| Short problem |
Leave out every picture. Copy exactly the lines from the one holding "Output the component" through the one holding "const [value, setValue]".

| Data to process |

%%

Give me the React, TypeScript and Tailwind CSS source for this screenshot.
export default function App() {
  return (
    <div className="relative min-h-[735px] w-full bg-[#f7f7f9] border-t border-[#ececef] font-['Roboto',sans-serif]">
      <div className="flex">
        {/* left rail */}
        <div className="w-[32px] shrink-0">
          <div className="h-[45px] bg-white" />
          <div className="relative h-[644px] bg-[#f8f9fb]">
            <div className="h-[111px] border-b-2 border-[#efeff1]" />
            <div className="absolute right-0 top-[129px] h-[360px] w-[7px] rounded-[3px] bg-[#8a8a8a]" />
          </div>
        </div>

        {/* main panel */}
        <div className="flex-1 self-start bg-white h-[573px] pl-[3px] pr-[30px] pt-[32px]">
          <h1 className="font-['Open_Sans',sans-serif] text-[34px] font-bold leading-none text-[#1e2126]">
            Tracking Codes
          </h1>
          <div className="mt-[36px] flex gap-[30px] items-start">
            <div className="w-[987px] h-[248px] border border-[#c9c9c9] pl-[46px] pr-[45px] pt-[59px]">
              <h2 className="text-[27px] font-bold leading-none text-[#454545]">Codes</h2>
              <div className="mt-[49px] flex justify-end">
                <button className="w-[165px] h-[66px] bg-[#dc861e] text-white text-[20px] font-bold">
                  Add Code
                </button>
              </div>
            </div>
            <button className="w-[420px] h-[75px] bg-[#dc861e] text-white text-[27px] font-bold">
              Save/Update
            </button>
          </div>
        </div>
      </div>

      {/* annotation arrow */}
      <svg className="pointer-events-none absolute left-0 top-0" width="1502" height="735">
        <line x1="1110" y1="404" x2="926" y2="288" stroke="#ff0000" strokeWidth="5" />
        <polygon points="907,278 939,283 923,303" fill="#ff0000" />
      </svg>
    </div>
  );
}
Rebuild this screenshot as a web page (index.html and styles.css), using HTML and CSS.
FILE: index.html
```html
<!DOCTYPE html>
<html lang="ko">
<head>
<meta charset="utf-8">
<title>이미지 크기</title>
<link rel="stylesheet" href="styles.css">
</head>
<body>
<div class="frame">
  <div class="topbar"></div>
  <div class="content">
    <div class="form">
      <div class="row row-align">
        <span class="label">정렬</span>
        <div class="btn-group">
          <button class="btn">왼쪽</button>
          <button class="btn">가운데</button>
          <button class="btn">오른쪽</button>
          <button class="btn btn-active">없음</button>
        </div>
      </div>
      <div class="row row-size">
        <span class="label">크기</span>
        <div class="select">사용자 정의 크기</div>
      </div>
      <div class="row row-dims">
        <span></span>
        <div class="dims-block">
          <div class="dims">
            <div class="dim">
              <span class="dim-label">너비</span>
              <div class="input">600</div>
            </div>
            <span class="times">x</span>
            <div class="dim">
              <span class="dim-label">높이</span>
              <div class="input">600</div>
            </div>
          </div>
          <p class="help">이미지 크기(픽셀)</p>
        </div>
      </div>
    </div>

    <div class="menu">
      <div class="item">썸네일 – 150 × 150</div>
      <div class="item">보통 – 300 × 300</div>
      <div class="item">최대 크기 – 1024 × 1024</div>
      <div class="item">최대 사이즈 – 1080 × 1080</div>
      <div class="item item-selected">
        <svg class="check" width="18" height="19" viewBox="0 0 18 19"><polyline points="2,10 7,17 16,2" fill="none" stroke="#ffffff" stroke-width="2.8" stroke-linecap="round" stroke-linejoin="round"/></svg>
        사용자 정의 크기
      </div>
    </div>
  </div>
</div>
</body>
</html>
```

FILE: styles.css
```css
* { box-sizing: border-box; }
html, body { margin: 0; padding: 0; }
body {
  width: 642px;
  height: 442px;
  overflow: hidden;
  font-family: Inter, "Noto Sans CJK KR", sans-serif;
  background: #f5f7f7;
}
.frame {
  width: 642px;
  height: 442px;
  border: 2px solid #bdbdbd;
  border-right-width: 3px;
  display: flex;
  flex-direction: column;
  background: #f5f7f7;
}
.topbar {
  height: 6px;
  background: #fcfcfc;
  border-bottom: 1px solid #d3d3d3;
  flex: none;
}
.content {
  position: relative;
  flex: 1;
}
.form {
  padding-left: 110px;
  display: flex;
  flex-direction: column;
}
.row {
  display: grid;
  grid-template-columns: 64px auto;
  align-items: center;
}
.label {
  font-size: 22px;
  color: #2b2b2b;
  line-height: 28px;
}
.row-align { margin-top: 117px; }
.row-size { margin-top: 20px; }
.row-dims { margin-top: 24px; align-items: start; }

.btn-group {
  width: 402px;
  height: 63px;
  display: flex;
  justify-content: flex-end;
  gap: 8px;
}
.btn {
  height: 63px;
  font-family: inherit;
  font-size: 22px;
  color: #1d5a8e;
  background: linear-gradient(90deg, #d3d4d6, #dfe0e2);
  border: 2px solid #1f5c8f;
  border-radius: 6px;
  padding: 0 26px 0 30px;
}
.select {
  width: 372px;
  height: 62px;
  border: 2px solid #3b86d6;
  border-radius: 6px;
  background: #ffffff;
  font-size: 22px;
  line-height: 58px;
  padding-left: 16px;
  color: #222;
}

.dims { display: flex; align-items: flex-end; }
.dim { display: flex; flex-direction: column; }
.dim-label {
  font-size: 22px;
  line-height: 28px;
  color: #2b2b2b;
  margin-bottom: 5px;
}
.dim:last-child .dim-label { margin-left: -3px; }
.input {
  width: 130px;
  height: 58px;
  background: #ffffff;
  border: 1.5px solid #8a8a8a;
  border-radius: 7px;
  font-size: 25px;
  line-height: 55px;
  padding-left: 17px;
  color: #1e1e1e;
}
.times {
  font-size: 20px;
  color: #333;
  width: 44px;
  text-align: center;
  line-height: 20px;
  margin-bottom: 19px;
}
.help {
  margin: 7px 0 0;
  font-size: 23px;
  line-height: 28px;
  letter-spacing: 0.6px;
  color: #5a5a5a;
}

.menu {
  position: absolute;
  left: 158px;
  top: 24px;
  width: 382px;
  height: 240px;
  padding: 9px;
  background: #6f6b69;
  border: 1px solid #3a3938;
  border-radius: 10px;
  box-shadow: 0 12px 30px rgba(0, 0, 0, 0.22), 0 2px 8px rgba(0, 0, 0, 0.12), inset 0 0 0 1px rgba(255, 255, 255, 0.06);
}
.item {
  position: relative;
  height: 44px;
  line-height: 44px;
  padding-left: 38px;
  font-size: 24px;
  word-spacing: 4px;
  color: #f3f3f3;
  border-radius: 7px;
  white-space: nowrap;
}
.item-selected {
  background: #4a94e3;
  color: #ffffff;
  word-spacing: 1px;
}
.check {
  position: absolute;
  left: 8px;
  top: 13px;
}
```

%%
%%

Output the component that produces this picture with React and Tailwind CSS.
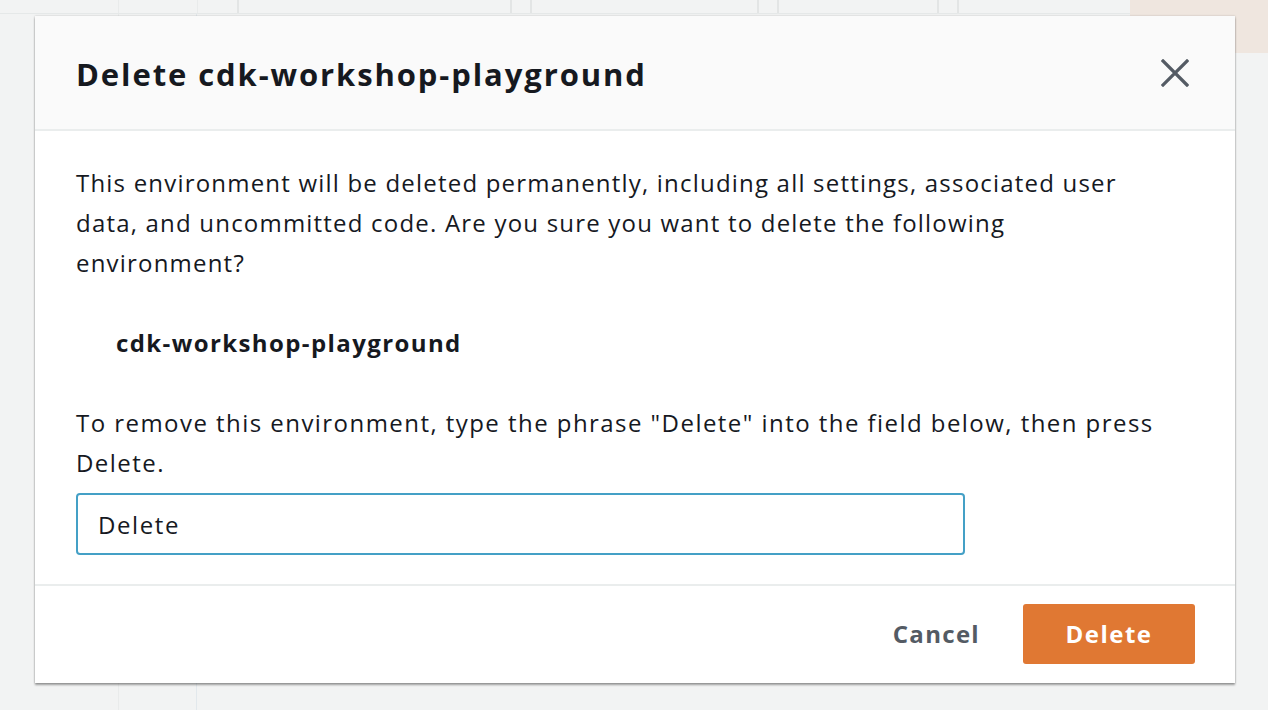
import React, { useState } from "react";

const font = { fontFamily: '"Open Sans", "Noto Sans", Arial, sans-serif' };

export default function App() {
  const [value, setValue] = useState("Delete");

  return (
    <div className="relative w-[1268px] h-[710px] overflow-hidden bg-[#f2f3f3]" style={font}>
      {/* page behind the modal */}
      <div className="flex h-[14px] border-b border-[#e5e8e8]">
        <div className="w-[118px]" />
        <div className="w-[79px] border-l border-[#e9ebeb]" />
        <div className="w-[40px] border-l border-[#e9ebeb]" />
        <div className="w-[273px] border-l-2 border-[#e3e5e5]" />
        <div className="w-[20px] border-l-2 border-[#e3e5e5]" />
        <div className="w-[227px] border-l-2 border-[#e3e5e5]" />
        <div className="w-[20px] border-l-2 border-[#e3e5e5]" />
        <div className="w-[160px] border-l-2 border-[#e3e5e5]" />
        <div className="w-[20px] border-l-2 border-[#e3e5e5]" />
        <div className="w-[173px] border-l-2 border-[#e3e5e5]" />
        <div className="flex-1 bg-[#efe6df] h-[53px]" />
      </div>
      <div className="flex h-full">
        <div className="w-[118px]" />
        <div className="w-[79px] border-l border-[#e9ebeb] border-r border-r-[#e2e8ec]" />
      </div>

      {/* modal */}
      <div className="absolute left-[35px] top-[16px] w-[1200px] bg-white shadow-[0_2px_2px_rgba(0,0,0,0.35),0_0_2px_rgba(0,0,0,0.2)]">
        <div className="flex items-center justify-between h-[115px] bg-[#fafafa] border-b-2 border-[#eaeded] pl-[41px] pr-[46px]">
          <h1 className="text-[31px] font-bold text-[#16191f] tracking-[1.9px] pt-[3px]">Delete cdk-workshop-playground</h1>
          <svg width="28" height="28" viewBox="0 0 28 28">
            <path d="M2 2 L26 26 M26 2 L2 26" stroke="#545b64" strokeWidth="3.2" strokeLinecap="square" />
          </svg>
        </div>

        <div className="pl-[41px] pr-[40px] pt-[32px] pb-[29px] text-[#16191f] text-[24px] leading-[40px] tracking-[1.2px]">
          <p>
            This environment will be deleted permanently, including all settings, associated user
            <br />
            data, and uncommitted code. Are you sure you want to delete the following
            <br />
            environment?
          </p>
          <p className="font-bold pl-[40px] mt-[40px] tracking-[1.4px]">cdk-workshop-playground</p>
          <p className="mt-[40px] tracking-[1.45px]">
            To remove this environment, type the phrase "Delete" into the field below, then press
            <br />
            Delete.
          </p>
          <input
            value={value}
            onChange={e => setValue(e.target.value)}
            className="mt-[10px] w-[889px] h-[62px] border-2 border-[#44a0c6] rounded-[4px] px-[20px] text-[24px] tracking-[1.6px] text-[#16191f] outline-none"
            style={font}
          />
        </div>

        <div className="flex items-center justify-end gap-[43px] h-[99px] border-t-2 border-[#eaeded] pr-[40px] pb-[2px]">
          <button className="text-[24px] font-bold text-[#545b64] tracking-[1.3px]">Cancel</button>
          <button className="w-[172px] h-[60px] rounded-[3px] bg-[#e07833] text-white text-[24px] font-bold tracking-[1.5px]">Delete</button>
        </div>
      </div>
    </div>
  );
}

%%
%%

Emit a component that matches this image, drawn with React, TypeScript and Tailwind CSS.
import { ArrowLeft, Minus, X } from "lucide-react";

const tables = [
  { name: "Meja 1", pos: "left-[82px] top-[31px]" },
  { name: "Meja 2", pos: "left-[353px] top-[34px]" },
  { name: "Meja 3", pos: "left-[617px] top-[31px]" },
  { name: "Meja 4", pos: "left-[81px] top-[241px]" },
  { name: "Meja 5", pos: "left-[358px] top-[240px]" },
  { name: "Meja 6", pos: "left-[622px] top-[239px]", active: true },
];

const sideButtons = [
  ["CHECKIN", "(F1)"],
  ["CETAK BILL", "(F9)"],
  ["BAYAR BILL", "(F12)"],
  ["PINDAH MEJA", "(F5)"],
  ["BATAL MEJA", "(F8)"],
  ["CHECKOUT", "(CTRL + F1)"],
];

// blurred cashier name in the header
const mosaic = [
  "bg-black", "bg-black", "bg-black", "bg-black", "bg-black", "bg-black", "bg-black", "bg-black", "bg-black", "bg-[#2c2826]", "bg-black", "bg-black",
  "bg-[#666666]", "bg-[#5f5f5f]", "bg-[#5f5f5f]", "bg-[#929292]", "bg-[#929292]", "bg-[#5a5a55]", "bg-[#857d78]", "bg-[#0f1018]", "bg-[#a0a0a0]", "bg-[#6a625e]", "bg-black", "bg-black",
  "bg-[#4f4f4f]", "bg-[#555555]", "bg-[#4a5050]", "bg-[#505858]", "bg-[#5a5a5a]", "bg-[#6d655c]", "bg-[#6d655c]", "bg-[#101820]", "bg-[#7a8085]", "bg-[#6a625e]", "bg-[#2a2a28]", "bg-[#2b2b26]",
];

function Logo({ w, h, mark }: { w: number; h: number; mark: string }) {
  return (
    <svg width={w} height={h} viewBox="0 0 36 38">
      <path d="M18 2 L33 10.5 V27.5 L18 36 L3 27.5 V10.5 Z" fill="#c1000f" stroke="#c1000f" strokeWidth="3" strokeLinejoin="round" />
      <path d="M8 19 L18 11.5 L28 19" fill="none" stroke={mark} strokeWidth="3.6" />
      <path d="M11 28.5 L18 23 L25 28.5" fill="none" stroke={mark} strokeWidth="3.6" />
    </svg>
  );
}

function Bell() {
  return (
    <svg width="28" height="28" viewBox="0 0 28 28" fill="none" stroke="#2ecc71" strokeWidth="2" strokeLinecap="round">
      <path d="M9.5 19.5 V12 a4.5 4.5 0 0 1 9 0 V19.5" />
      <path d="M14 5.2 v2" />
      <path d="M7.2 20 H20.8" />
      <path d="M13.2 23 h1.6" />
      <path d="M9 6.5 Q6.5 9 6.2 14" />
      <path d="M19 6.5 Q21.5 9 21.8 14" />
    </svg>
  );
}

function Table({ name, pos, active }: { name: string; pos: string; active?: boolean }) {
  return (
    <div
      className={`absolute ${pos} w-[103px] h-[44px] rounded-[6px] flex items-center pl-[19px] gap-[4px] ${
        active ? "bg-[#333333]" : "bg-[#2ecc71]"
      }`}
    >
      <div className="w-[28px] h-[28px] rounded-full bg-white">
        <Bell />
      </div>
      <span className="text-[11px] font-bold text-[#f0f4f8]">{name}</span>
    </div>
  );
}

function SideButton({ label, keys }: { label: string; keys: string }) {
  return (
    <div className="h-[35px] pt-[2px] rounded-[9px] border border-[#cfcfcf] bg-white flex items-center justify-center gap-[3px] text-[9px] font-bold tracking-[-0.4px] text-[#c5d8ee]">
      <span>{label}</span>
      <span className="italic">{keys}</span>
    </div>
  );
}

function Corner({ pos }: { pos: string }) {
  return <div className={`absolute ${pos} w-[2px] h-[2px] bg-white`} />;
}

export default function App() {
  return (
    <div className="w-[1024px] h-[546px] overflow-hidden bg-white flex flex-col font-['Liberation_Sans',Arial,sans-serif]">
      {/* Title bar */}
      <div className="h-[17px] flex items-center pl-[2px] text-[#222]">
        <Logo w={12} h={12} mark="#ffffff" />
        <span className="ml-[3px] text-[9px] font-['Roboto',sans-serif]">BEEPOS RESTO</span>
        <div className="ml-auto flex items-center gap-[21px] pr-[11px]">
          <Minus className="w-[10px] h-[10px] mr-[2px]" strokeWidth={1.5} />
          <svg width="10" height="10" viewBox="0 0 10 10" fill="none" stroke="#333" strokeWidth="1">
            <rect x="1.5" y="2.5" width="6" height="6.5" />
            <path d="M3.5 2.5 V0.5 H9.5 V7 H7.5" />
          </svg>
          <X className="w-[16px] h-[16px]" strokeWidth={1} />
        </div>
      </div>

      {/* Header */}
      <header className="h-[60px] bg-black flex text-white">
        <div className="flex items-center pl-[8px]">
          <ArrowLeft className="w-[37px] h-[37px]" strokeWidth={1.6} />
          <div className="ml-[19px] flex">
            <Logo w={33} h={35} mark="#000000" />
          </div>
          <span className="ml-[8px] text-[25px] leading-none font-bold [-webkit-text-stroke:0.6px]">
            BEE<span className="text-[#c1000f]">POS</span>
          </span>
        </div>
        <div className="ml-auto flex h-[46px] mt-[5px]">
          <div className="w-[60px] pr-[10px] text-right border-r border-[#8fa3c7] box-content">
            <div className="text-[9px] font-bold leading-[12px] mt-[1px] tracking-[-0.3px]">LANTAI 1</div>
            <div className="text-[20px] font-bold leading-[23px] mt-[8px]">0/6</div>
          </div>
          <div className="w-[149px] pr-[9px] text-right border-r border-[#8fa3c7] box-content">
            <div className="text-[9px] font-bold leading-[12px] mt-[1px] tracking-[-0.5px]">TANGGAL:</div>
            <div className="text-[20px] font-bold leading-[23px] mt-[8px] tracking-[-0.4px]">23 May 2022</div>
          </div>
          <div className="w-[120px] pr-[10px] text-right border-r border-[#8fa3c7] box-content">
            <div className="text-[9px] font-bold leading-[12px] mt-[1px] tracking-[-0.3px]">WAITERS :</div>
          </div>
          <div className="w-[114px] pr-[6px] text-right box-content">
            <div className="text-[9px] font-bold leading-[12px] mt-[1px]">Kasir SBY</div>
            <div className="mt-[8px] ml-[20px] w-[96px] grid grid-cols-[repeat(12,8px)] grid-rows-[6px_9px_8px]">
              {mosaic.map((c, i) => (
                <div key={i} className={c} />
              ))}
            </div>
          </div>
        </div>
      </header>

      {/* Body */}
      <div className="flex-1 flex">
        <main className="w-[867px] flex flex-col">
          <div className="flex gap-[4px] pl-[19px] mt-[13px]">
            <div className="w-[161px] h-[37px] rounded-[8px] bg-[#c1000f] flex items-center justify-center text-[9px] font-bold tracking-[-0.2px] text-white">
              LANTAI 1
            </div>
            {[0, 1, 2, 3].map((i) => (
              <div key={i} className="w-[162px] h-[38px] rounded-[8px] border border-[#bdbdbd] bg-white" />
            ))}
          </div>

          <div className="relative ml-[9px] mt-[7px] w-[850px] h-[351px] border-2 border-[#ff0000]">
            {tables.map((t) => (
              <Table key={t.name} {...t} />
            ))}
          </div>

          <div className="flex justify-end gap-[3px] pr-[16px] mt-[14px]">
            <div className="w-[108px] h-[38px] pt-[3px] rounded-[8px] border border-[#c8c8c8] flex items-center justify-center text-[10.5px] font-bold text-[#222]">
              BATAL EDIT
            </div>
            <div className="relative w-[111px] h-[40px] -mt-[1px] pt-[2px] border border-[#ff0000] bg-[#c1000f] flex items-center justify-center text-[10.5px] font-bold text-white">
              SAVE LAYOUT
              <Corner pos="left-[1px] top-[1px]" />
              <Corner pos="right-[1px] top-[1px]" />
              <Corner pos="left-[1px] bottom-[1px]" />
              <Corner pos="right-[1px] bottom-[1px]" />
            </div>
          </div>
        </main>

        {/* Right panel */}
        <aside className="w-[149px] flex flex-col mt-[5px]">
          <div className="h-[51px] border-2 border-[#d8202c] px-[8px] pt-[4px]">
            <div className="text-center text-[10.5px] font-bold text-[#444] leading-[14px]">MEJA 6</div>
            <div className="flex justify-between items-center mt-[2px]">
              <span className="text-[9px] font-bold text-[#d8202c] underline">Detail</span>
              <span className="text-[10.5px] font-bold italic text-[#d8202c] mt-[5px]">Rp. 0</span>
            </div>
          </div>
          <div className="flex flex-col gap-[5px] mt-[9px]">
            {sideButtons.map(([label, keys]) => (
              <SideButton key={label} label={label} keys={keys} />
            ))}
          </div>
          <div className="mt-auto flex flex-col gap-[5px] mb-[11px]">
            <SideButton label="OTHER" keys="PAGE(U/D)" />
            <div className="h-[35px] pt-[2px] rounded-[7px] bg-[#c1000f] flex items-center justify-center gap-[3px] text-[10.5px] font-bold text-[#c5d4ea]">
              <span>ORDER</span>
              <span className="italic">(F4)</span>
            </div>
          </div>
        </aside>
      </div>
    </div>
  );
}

%%

| Reply |
Output the component that produces this picture with React and Tailwind CSS.
import React, { useState } from "react";

const font = { fontFamily: '"Open Sans", "Noto Sans", Arial, sans-serif' };

export default function App() {
  const [value, setValue] = useState("Delete");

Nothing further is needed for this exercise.